Montag, 24. Dezember 2018

Frohe Weihnachten!

Die Sonne scheint, der Schnee ist fern. Überall gibt es Markenangebote im Sonderfall. Jonathan läuft durchs schöne Alstertale, und hört Stimmen. Stimmen der Straßenhändler, der hart verhandelnden Mütter vor den Ausläden. „Huawei“ oder so ähnlich rufen sie sich zu. Irgendwann hat das Jonathan schon mal gehört. Vielleicht in der Fernsehwerbung!? Aber sie rufen gar nicht Huawei, sie rufen „Frohe Weihnachten“! Klingt ja auch so ähnlich, wenn der Nordmanntannenverkaufswinter die Vokale verschluckt.

Seit dem Jonathan alleine ist (er hat eine kleine Zelle unter einer Parzelle neben der Villa eines ehemaligen Tennisstars bezogen), kommen ihm Frauen- und Mädchen Stimmen besonders seltsam vor. Wie beim Bonbon abwiegen in der Schule, Bonbons, die sie im Unterricht gemeinsam gekocht haben. Die Bonbons zogen Fäden und verschwammen im Neonlicht des Gesamtschulzentrums pink, orange, türkis und königsblau. Eine verklebte Masse, die für einen Moment aus dem schulgrau eine bunte Welt vorgaukelte.

Eine Frau im Weihnachtsmantel mit modischer Sonnenbrille, siebenfarbigen Brillenrahmen und ohne Mantelmütze, trägt den Zopf der hanseatischen Straße. Sie reicht ihm einen Zimtlümmel als Werbegeschenk einer hier ansässigen Drogeriekette. Ihr kirschroter Mund wabert wie Gelantine, so glatt und grade wie der wunderbar gefertigte Sargdeckel Schneewittchens.
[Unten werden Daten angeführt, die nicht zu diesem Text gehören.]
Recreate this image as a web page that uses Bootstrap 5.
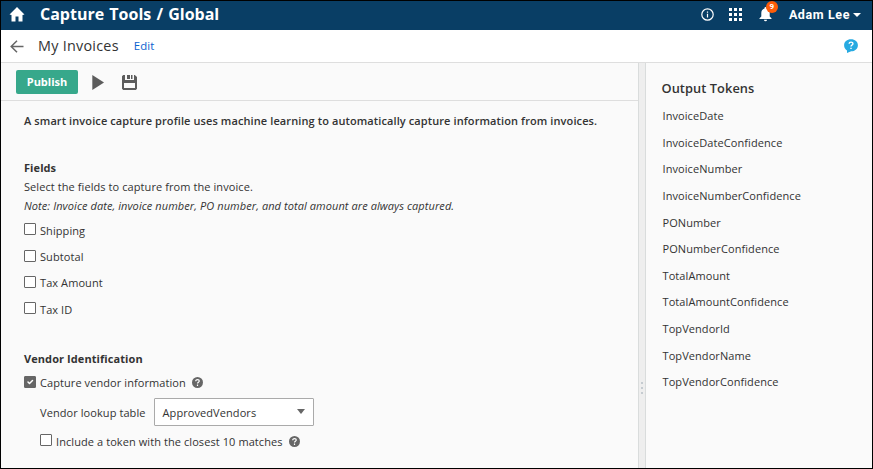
<!DOCTYPE html>
<html lang="en">
<head>
<meta charset="utf-8">
<meta name="viewport" content="width=device-width, initial-scale=1">
<title>Capture Tools / Global</title>
<link href="https://cdn.jsdelivr.net/npm/bootstrap@5.3.0/dist/css/bootstrap.min.css" rel="stylesheet">
<style>
body{font-family:"Open Sans",sans-serif;font-size:11px;line-height:19px;letter-spacing:.08px;color:#333;background:#fafafa}
.app-frame{height:469px;border:1px solid #000}
.app-top{height:29px;background:#093e65;padding:0 11px 0 8px}
.app-name{font-size:16px;font-weight:700;line-height:24px;margin:0 0 3px 15px;letter-spacing:0;word-spacing:1px}
.user-name{font:700 12.5px/26px Roboto,sans-serif;letter-spacing:.6px;margin:0 0 2px 17px}
.user-caret{border:4px solid transparent;border-top-color:#fff;border-bottom:0;margin:0 0 2px 3px}
.app-icon{margin-bottom:3px}
.grid-icon{margin-left:15px}
.bell-wrap{margin-left:17px}
.count-dot{position:absolute;left:7px;top:-6px;width:12px;height:12px;border-radius:50%;background:#fc5d09;font:700 8px/12px Roboto,sans-serif;text-align:center}
.title-row{height:33px;background:#fff;border-bottom:1px solid #dedede;padding:0 14px 0 9px}
.page-name{font-size:14.4px;letter-spacing:.25px;margin:0 0 2px 14px}
.edit-link{font-size:11.4px;color:#0b62cf;margin:0 0 2px 15px}
.tool-row{height:38px;border-bottom:1px solid #dedede;padding-left:15px}
.btn-publish,.btn-publish:hover{background:#37a88b;color:#fff;font-size:11px;font-weight:700;width:62px;height:24px;padding:0;border:0;border-radius:2px;line-height:24px}
.play-icon{margin:2px 0 0 14px}
.save-icon{margin:2px 0 0 18px}
.main-side{width:637px}
.form-body{padding:10px 0 0 23px}
.divider{width:8px;background:#eee;border:solid #d9dcdc;border-width:0 1px;padding-top:319px}
.divider-dots span{width:2px;height:2px;background:#c5cbd0}
.divider-dots{gap:3px}
.token-side{padding:16px 0 0 15.500px}
.token-title{font-size:12.8px;font-weight:600;line-height:18px;margin:0 0 6.2px}
.token-list{margin-left:1px}
.token-list li{line-height:26.6px;height:26.6px}
.opt-list{padding-top:2px}
.opt-row{height:26.4px;gap:4px}
.opt-box.form-check-input{width:12px;height:12px;margin:-2px 0 0;border:1px solid #666;border-radius:1px;background-color:#fff;flex:none;box-shadow:none}
.opt-box.form-check-input:checked{background-color:#666;border-color:#666}
.strong-line{font-weight:600;letter-spacing:.1px}
.section-name{margin-top:28px}
.vendor-name{margin-top:26px}
.lookup{width:160px;height:28px;border:1px solid #aaa;border-radius:1px;background:#fff;padding:1px 8px 0;margin-left:8px}
.lookup-label{padding-top:1px}
.lookup-arrow{border:4.500px solid transparent;border-top:5px solid #666;border-bottom:0;margin-bottom:2px}
.gap-top{margin-top:2px}
.help-mark{margin-left:2px}
svg{display:block;flex:none}
</style>
<script src="https://cdn.jsdelivr.net/npm/bootstrap@5.3.0/dist/js/bootstrap.bundle.min.js"></script>
</head>
<body>
<div class="app-frame d-flex flex-column overflow-hidden">
<header class="app-top d-flex align-items-center text-white">
<svg class="app-icon" width="16" height="15" viewBox="0 0 16 15" fill="#fff"><path d="M8 0 .5 7.500 2.500 8v6.500h4V9.500h3v5h4V8l2-.5z"/></svg>
<span class="app-name">Capture Tools / Global</span>
<svg class="ms-auto app-icon" width="13" height="13" viewBox="0 0 13 13" fill="none" stroke="#fff" stroke-width="1.200"><circle cx="6.500" cy="6.500" r="5.700"/><path d="M6.500 5.700v3.800M6.500 3.400v1.300"/></svg>
<svg class="grid-icon app-icon" width="13" height="13" viewBox="0 0 13 13" fill="#fff"><path d="M0 0h3v3H0zM5 0h3v3H5zM10 0h3v3h-3zM0 5h3v3H0zM5 5h3v3H5zM10 5h3v3h-3zM0 10h3v3H0zM5 10h3v3H5zM10 10h3v3h-3z"/></svg>
<span class="position-relative bell-wrap app-icon"><svg width="13" height="15" viewBox="0 0 13 15" fill="#fff"><path d="M5.500 1a1 1 0 0 1 2 0v.6c2 .5 3.200 2.200 3.200 4.400v3.500l1.800 1.800V12H.5v-.7l1.800-1.800V6c0-2.200 1.200-3.900 3.200-4.400zM5 12.700h3a1.500 1.500 0 0 1-3 0z"/></svg><span class="count-dot">9</span></span>
<span class="user-name">Adam Lee</span><span class="user-caret"></span>
</header>
<div class="title-row d-flex align-items-center">
<svg width="14" height="13" viewBox="0 0 14 13" fill="none" stroke="#666" stroke-width="1.500"><path d="M13.500 6.500H1M7 .7 1.200 6.500 7 12.300"/></svg>
<span class="page-name">My Invoices</span><a href="#" class="edit-link text-decoration-none">Edit</a>
<svg class="ms-auto" width="14" height="14" viewBox="0 0 14 14"><path fill="#27aae1" d="M7 .2c4 0 6.900 2.500 6.900 6s-2.900 6.100-6.700 6.100L3 14v-2.600C1.200 10.300.1 8.500.1 6.200.1 2.700 3 .2 7 .2z"/><path d="M5.100 4.800C5.200 2.500 9 2.600 8.900 4.700 8.900 6 7 6 7 7.600M7 8.700v1.400" fill="none" stroke="#fff" stroke-width="1.400"/></svg>
</div>
<div class="d-flex flex-grow-1">
<main class="main-side">
<div class="tool-row d-flex align-items-center">
<button class="btn btn-publish">Publish</button>
<svg class="play-icon" width="12" height="15" viewBox="0 0 12 15" fill="#5c5c5c"><path d="M.3 0v15L12 7.500z"/></svg>
<svg class="save-icon" width="15" height="15" viewBox="0 0 15 15" fill="#5c5c5c"><path fill-rule="evenodd" d="M1.200 0H3v5h9V0h.8L15 2v11.800L13.800 15H1.200L0 13.800V1.200zM2 8v5h11V8zM5 0h3v4H5zM9 0h1.500v4H9z"/></svg>
</div>
<div class="form-body">
<div class="strong-line">A smart invoice capture profile uses machine learning to automatically capture information from invoices.</div>
<div class="fw-bold section-name">Fields</div>
<div>Select the fields to capture from the invoice.</div>
<div class="fst-italic">Note: Invoice date, invoice number, PO number, and total amount are always captured.</div>
<div class="opt-list">
<label class="opt-row d-flex align-items-center"><input type="checkbox" class="form-check-input opt-box">Shipping</label>
<label class="opt-row d-flex align-items-center"><input type="checkbox" class="form-check-input opt-box">Subtotal</label>
<label class="opt-row d-flex align-items-center"><input type="checkbox" class="form-check-input opt-box">Tax Amount</label>
<label class="opt-row d-flex align-items-center"><input type="checkbox" class="form-check-input opt-box">Tax ID</label>
</div>
<div class="fw-bold vendor-name">Vendor Identification</div>
<label class="opt-row d-flex align-items-center gap-top"><input type="checkbox" class="form-check-input opt-box" checked>Capture vendor information
<svg width="11" height="11" viewBox="0 0 11 11" class="help-mark"><circle cx="5.500" cy="5.500" r="5.500" fill="#666"/><path d="M3.700 4.200C3.700 2 7.300 2.100 7.300 4.100 7.300 5.300 5.500 5.300 5.500 6.600M5.500 7.600v1.300" fill="none" stroke="#fff" stroke-width="1.200"/></svg></label>
<div class="d-flex align-items-center ms-3 gap-top"><span class="lookup-label">Vendor lookup table</span>
<div class="lookup d-flex align-items-center justify-content-between"><span>ApprovedVendors</span><span class="lookup-arrow"></span></div></div>
<label class="opt-row d-flex align-items-center ms-3 gap-top"><input type="checkbox" class="form-check-input opt-box">Include a token with the closest 10 matches
<svg width="11" height="11" viewBox="0 0 11 11" class="help-mark"><circle cx="5.500" cy="5.500" r="5.500" fill="#666"/><path d="M3.700 4.200C3.700 2 7.300 2.100 7.300 4.100 7.300 5.300 5.500 5.300 5.500 6.600M5.500 7.600v1.300" fill="none" stroke="#fff" stroke-width="1.200"/></svg></label>
</div>
</main>
<div class="divider"><div class="divider-dots d-flex flex-column align-items-center"><span></span><span></span><span></span></div></div>
<aside class="token-side flex-grow-1">
<h2 class="token-title">Output Tokens</h2>
<ul class="token-list list-unstyled mb-0">
<li>InvoiceDate</li><li>InvoiceDateConfidence</li><li>InvoiceNumber</li><li>InvoiceNumberConfidence</li><li>PONumber</li><li>PONumberConfidence</li><li>TotalAmount</li><li>TotalAmountConfidence</li><li>TopVendorId</li><li>TopVendorName</li><li>TopVendorConfidence</li>
</ul>
</aside>
</div>
</div>
</body>
</html>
Jonathan verbringt Weihnachten mit sich und sieben Kanalienvögeln. Die hat er im Internet bestellt und die machen aus seinem kleinen Pott, also der Zelle eine kleine Wohnung mit Klangdesign. Er beschenkt sich dieses Jahr sogar selbst. Jonathan hat in einer ausschweifend umfassenden Therapie bei einem Hipsterpsych seinen Bezug zum sinnlosen Konsum wieder entdeckt. Das macht ihn jetzt glücklich. Er hat sich einen Muskeltonus-Leser bestellt und selbst geschenkt. Seine ehemalige Freundin, die Käthe, hat sowas immer für kleingeistigen Schnickschnack gehalten. Sie wollte immer größere Häuser, größere Schuhe, päpstliche Macht und eine neue Definition des Reinheitsgebotes. Letzteres war irgendwie sogar noch das Sinnvollste. Aber Massen an Biertrinkern sind gegen Käthe vorgegangen. Sie hatte überall Lokalverbot. „Manntje Manntje, Timpe Te …“

Mitten in Jonathans neuer geilen Bleibe hängt ein Boxsack. Jeden Abend kommt sein Nachbar, der gealterte Tennisstar vorbei und schnallt ihn kopfüber und im allzu kurzen Hemd an den Boxsack. Nur in dieser Position findet Jonathan seinen Schlaf. Praktisch, so kann er auch in seinem kleinen Pott ein gänsliches Federbett mit Rahmenhandlung einsparen.

Sie haben wieder Lieder auf den Lippen. Lieder, die er von früher kannte. Aus seinem Volksempfänger, Lieder die den Village Peoplen und den Comedian  Harmonists den Mund verbaten, damals noch - oder den Young Brüdern (Hells Bells). Er trinkt sein letztes Rosenwasser in diesem Jahr und lässt sich von seinem Nachbarn an seinen Schlafsack schnallen.

„Frohe Weihnachten Jonathan!“ wünscht ihm der Nachbar sanft. Doch der Jonathan ist schon eingeschlafen.